2

Let's say I have a 3x3 matrix like this:

array([[8, 6, 3],
       [6, 7, 2],
       [0, 8, 9]])

Now I want to get the top k largest values in the matrix, and create a mask from it. If the number is in the top k largest, it has value 1, else 0. Let k=2. In the example above there are one 9 and two 8, we need to take all of them, so the returned mask is like this:

array([[1, 0, 0],
       [0, 0, 0],
       [0, 1, 1]])

I have read this and that answer, and I can use the indices as the mask. However, I wonder if there is any better solution?

Minh-Long Luu
  • 2,393
  • 1
  • 17
  • 39
  • 1
    Better in what terms? Performance, readability, length of code? – MrPisarik Apr 25 '21 at 09:57
  • `np.argpartition` is a great solution and I doubt you can find something much faster or much shorter (at least not without more provided information). – Jérôme Richard Apr 25 '21 at 10:18
  • the problem with argpartition is how to handle duplicate values.

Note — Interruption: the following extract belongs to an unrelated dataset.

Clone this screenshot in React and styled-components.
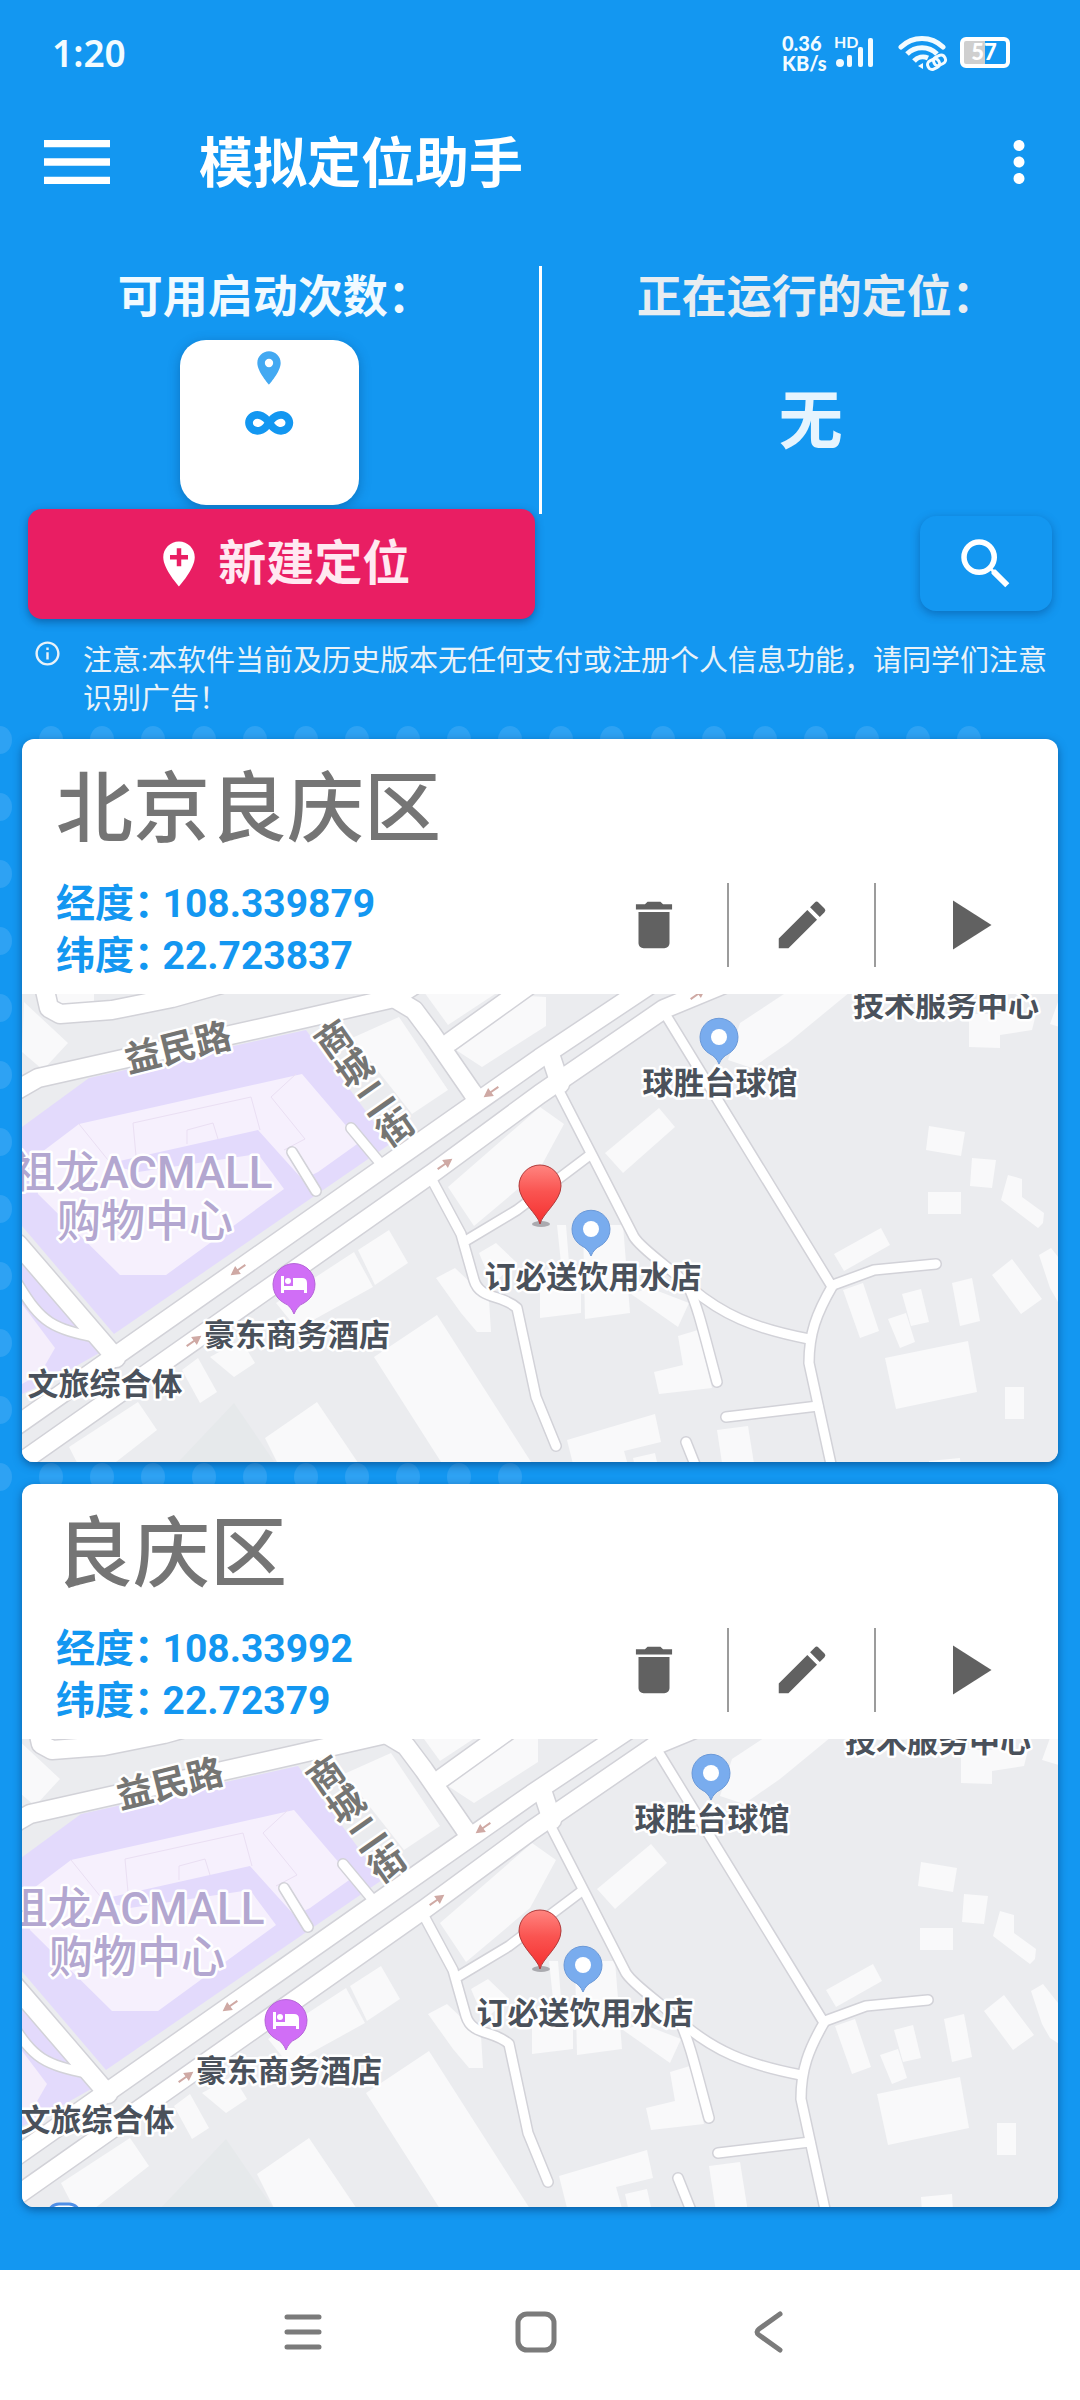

See my own [post](https://stackoverflow.com/a/67253650/758174) on the linked question. – Pierre D Apr 25 '21 at 12:58

1 Answers1

1

How about this?

def is_topk(a, k=1):
    _, rix = np.unique(-a, return_inverse=True)
    return np.where(rix < k, 1, 0).reshape(a.shape)

Example on your array:

>>> is_topk(a, 1)
array([[0, 0, 0],
       [0, 0, 0],
       [0, 0, 1]])

>>> is_topk(a, 2)
array([[1, 0, 0],
       [0, 0, 0],
       [0, 1, 1]])
Pierre D
  • 24,012
  • 7
  • 60
  • 96